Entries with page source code
════════
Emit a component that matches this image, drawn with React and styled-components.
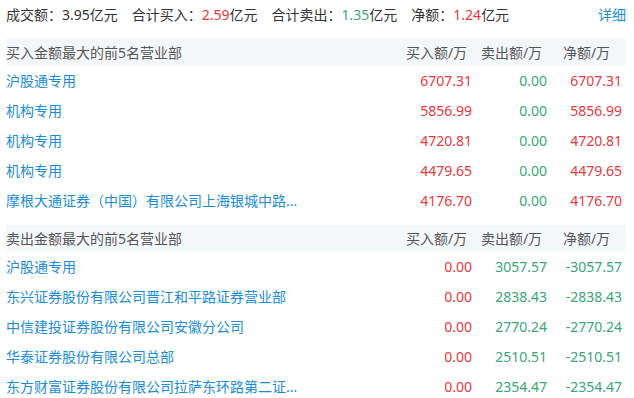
import React from "react";
import styled, { createGlobalStyle } from "styled-components";

const GlobalStyle = createGlobalStyle`
  html, body {
    margin: 0;
    padding: 0;
    background: #fff;
  }
  body {
    font-family: "Noto Sans", "Noto Sans CJK SC", sans-serif;
    font-size: 14px;
    color: #333;
  }
`;

const Panel = styled.div`
  width: 620px;
  padding: 0 8px 0 6px;
`;

const Summary = styled.div`
  display: flex;
  align-items: center;
  height: 28px;
  margin-bottom: 11px;
`;

const Stat = styled.span`
  margin-right: 14px;
  white-space: nowrap;
`;

const Num = styled.span`
  color: ${({ tone }) => (tone === "up" ? "#e8383d" : tone === "down" ? "#3aa776" : "inherit")};
`;

const Detail = styled.a`
  margin-left: auto;
  color: #1a8cd8;
  text-decoration: none;
`;

const Section = styled.div`
  margin-bottom: 10px;
`;

const Row = styled.div`
  display: grid;
  grid-template-columns: 1fr 75px 75px 75px;
  align-items: center;
  height: ${({ head }) => (head ? "26px" : "30px")};
  background: ${({ head }) => (head ? "#f4f7fa" : "transparent")};
  color: ${({ head }) => (head ? "#555" : "#333")};
`;

const Name = styled.span`
  color: #1a8cd8;
  white-space: nowrap;
  overflow: hidden;
`;

const Title = styled.span`
  color: #555;
`;

const HeadCell = styled.span`
  text-align: center;
  padding-right: 4px;
  white-space: nowrap;
`;

const Cell = styled.span`
  text-align: right;
  padding-right: 4px;
  white-space: nowrap;
  color: ${({ tone }) => (tone === "up" ? "#e8383d" : "#3aa776")};
`;

const buyers = [
  ["沪股通专用", "6707.31", "0.00", "6707.31"],
  ["机构专用", "5856.99", "0.00", "5856.99"],
  ["机构专用", "4720.81", "0.00", "4720.81"],
  ["机构专用", "4479.65", "0.00", "4479.65"],
  ["摩根大通证券（中国）有限公司上海银城中路...", "4176.70", "0.00", "4176.70"],
];

const sellers = [
  ["沪股通专用", "0.00", "3057.57", "-3057.57"],
  ["东兴证券股份有限公司晋江和平路证券营业部", "0.00", "2838.43", "-2838.43"],
  ["中信建投证券股份有限公司安徽分公司", "0.00", "2770.24", "-2770.24"],
  ["华泰证券股份有限公司总部", "0.00", "2510.51", "-2510.51"],
  ["东方财富证券股份有限公司拉萨东环路第二证...", "0.00", "2354.47", "-2354.47"],
];

const tone = (v) => (v.startsWith("-") ? "down" : "up");

function Table({ title, rows }) {
  return (
    <Section>
      <Row head>
        <Title>{title}</Title>
        <HeadCell>买入额/万</HeadCell>
        <HeadCell>卖出额/万</HeadCell>
        <HeadCell>净额/万</HeadCell>
      </Row>
      {rows.map(([name, buy, sell, net], i) => (
        <Row key={i}>
          <Name>{name}</Name>
          <Cell tone="up">{buy}</Cell>
          <Cell tone="down">{sell}</Cell>
          <Cell tone={tone(net)}>{net}</Cell>
        </Row>
      ))}
    </Section>
  );
}

export default function App() {
  return (
    <Panel>
      <GlobalStyle />
      <Summary>
        <Stat>成交额：3.95亿元</Stat>
        <Stat>
          合计买入：<Num tone="up">2.59</Num>亿元
        </Stat>
        <Stat>
          合计卖出：<Num tone="down">1.35</Num>亿元
        </Stat>
        <Stat>
          净额：<Num tone="up">1.24</Num>亿元
        </Stat>
        <Detail href="#">详细</Detail>
      </Summary>
      <Table title="买入金额最大的前5名营业部" rows={buyers} />
      <Table title="卖出金额最大的前5名营业部" rows={sellers} />
    </Panel>
  );
}
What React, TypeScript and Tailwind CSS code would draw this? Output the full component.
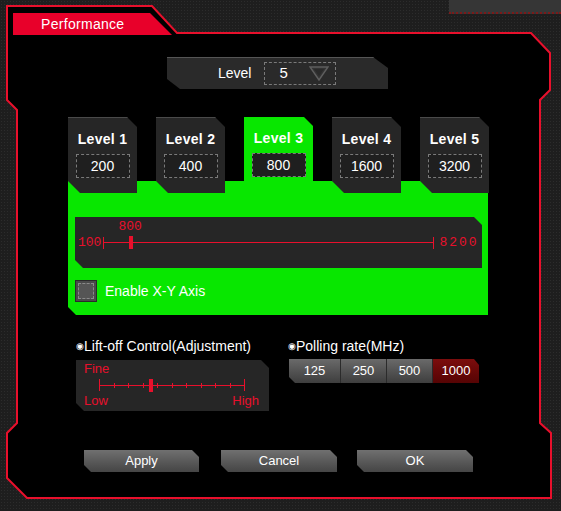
════════
*Set task*
All of the records need repeating exactly, except for the pictures.

*Solution for this exercise*
Emit a component that matches this image, drawn with React and styled-components.
import React from "react";
import styled, { createGlobalStyle } from "styled-components";

const GlobalStyle = createGlobalStyle`
  html, body {
    margin: 0;
    padding: 0;
    background: #fff;
  }
  body {
    font-family: "Noto Sans", "Noto Sans CJK SC", sans-serif;
    font-size: 14px;
    color: #333;
  }
`;

const Panel = styled.div`
  width: 620px;
  padding: 0 8px 0 6px;
`;

const Summary = styled.div`
  display: flex;
  align-items: center;
  height: 28px;
  margin-bottom: 11px;
`;

const Stat = styled.span`
  margin-right: 14px;
  white-space: nowrap;
`;

const Num = styled.span`
  color: ${({ tone }) => (tone === "up" ? "#e8383d" : tone === "down" ? "#3aa776" : "inherit")};
`;

const Detail = styled.a`
  margin-left: auto;
  color: #1a8cd8;
  text-decoration: none;
`;

const Section = styled.div`
  margin-bottom: 10px;
`;

const Row = styled.div`
  display: grid;
  grid-template-columns: 1fr 75px 75px 75px;
  align-items: center;
  height: ${({ head }) => (head ? "26px" : "30px")};
  background: ${({ head }) => (head ? "#f4f7fa" : "transparent")};
  color: ${({ head }) => (head ? "#555" : "#333")};
`;

const Name = styled.span`
  color: #1a8cd8;
  white-space: nowrap;
  overflow: hidden;
`;

const Title = styled.span`
  color: #555;
`;

const HeadCell = styled.span`
  text-align: center;
  padding-right: 4px;
  white-space: nowrap;
`;

const Cell = styled.span`
  text-align: right;
  padding-right: 4px;
  white-space: nowrap;
  color: ${({ tone }) => (tone === "up" ? "#e8383d" : "#3aa776")};
`;

const buyers = [
  ["沪股通专用", "6707.31", "0.00", "6707.31"],
  ["机构专用", "5856.99", "0.00", "5856.99"],
  ["机构专用", "4720.81", "0.00", "4720.81"],
  ["机构专用", "4479.65", "0.00", "4479.65"],
  ["摩根大通证券（中国）有限公司上海银城中路...", "4176.70", "0.00", "4176.70"],
];

const sellers = [
  ["沪股通专用", "0.00", "3057.57", "-3057.57"],
  ["东兴证券股份有限公司晋江和平路证券营业部", "0.00", "2838.43", "-2838.43"],
  ["中信建投证券股份有限公司安徽分公司", "0.00", "2770.24", "-2770.24"],
  ["华泰证券股份有限公司总部", "0.00", "2510.51", "-2510.51"],
  ["东方财富证券股份有限公司拉萨东环路第二证...", "0.00", "2354.47", "-2354.47"],
];

const tone = (v) => (v.startsWith("-") ? "down" : "up");

function Table({ title, rows }) {
  return (
    <Section>
      <Row head>
        <Title>{title}</Title>
        <HeadCell>买入额/万</HeadCell>
        <HeadCell>卖出额/万</HeadCell>
        <HeadCell>净额/万</HeadCell>
      </Row>
      {rows.map(([name, buy, sell, net], i) => (
        <Row key={i}>
          <Name>{name}</Name>
          <Cell tone="up">{buy}</Cell>
          <Cell tone="down">{sell}</Cell>
          <Cell tone={tone(net)}>{net}</Cell>
        </Row>
      ))}
    </Section>
  );
}

export default function App() {
  return (
    <Panel>
      <GlobalStyle />
      <Summary>
        <Stat>成交额：3.95亿元</Stat>
        <Stat>
          合计买入：<Num tone="up">2.59</Num>亿元
        </Stat>
        <Stat>
          合计卖出：<Num tone="down">1.35</Num>亿元
        </Stat>
        <Stat>
          净额：<Num tone="up">1.24</Num>亿元
        </Stat>
        <Detail href="#">详细</Detail>
      </Summary>
      <Table title="买入金额最大的前5名营业部" rows={buyers} />
      <Table title="卖出金额最大的前5名营业部" rows={sellers} />
    </Panel>
  );
}
What React, TypeScript and Tailwind CSS code would draw this? Output the full component.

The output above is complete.